I wrote this 5 years ago, hopefully it will clear up some of the misconceptions around cookie banners:

https://www.linkedin.com/pulse/truth-behind-cookie-banners-a...

When the official EU websites use the same kinds of annoying dialogs, how is this true?
Official EU website, generally speaking, are not bound by GDPR or ePD. Rather EU bodies are bound by EUDPR. I'm not well-versed on that specific thing, but EDPS and courts have previously found that EC has infringed EUDPR so it wouldn't be weird if their cookie banner was breaking the law as well.
They actually are bound by the ePrivacy Directive due to jurisprudence (EU bodies must comply with CJEU rulings).

I actually wrote to the EDPB on 25th May 2018 (the day GDPR came into effect) and forced them to make their own website compliant with the ePrivacy Directive (I still have the email thread, it was quite an interesting discussion).

I also filed a complaint against the Court of Justice on October 1st 2019 within minutes of them publishing their Judgment on the Planet49 case (C-673/17) because their own website didn't comply with the judgment - they fixed it within 18 minutes.

So yes EU institutions get it wrong sometimes, but they generally fix it quickly when they are informed. I currently have a big case ongoing with the EDPS against the European Commission and the European Parliament for hosting live streams directly on social media instead of the official live streaming platform setup for EU bodies (on the basis that forcing people to engage on social media is a breach of fundamental rights because it allows those platforms to infer special category data (political interests and others depending on the topic of the live stream).

EDPS just actually updated me this week that they have concluded their side and are now waiting on the final responses from the Commission and Parliament.

So yes, the rules do work, but you have to be pro-active, armchair activism doesn't work.

I would like to see that thread if possible just out of curiosity.

I looked a bit into EUDPR and the earlier 45/2001 regulation (EUDPR came in effect in December 2018 so a bit later than GDPR). EUDPR explicitly imports Article 5(3) of ePD (via Article 37) and thus whatever case law there is around it. The earlier regulation seems to do this more indirectly (references in recitals), but EDPS view from 2016 is that it effectively does import Article 5(3) as well.

Personally I haven't dealt with EU institutions so far. On general public sector side I did recently seek some clarifications from Finland's Ministry of Justice regarding one of their websites and their responses weren't exactly reassuring.

I asked for the GDPR Article 15(1) information regarding single visit (i.e. information about processing, not actual copies of data) and it took them almost 3 months to give official response. Even after that time they, for example, failed to identify if they are actually the controller or not for some of the processing (Cloudflare challenge). And their stance is that analytics (Matomo) does not need Article 6 legal basis at all, i.e. they seem to think that anonymization step itself is not processing.

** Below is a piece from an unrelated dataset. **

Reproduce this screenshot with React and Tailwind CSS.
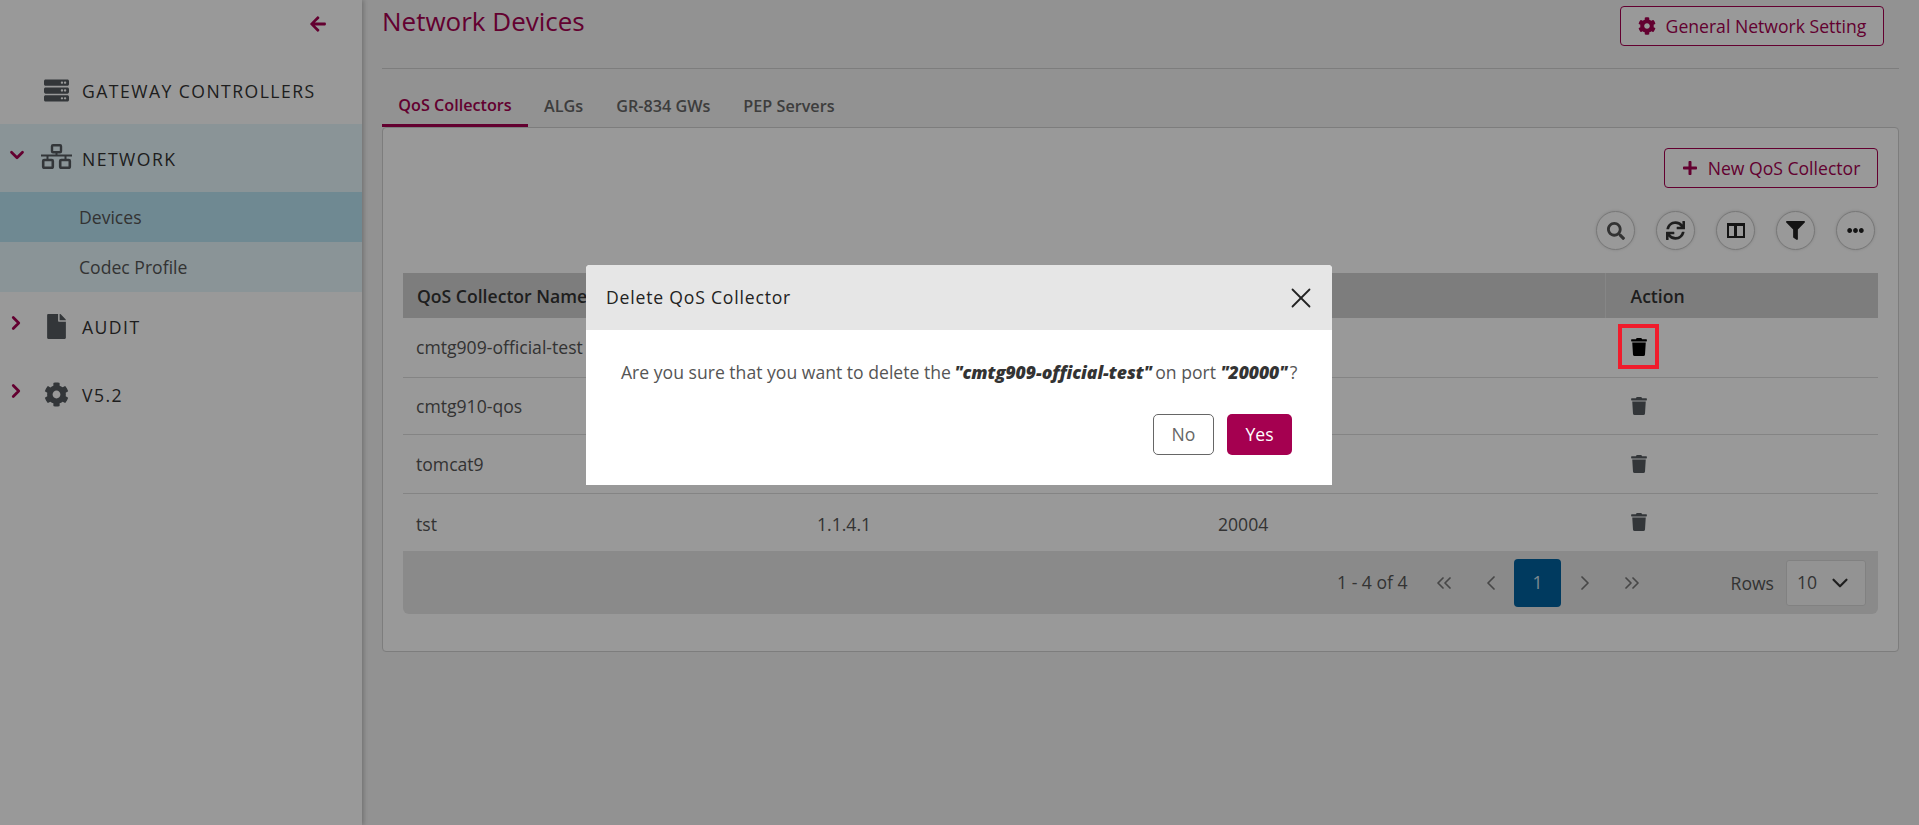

The companies made this worse for themselves by continuously trying to skirt around the rules and regulations.

When the cookie-law was first instituted I worked for an e-commerce site and was tasked with ensuring that we'd be compliant. It would have been crazy simple to implement, but no, because management, encouraged by the companies selling the tracking and re-targeting solutions kept insisting that I was reading the rules incorrectly. By incorrectly they meant: We want to be able to track and target customers all the time, regardless of the rules. The result was scraping my solution that truly allowed users to opt in, in favour of a commercial solution that just blocked then entire site until you clicked "Okay" and which wouldn't actually stop tracking if you dismissed it somehow.

Yeah, the rules are getting increasingly complicate and to some extend requires experts. That is because of businesses that have failed so miserably in regulating itself.

Yes. It’s very easy actually. People think it’s hard only because they’ve built revenue streams on unethical behavior.
> EU is now pushing privacy laws that severely undermine privacy.

Even if it’s most just theater, you don’t make the case at all how it undermines privacy.

That is likely by design. From the article footer:

"Work with Alexander

Thirty years in privacy. Helped shape the GDPR. Advisor to the EDPB, the European Parliament and the European Commission. If you need this kind of analysis applied to your own systems:

    Website and App Compliance (£500/mo+)
    GDPR Compliance Audits (£3,500+)
    DPO-as-a-Service (£1,500/mo+)
    Privacy by Design Implementation
Book a free consultation See all services"
Stop spying on people.
Absolute nonsense. Any company that was complying with the old Data Protection Directive should have had zero issues upgrading their processes and policies to comply with GDPR there are very few material differences between the two and the previous law existed since 1995 - most of the changes are around accountability (record keeping).

Also cookies literally have nothing to do with GDPR other than the definition of consent - Cookies are governed under and entirely different law which has existed since 2002 (Directive 2002/58/EC).

It bugs me when I see people criticising the law when they actually havent even bothered to research and understand it or even look at the correct law.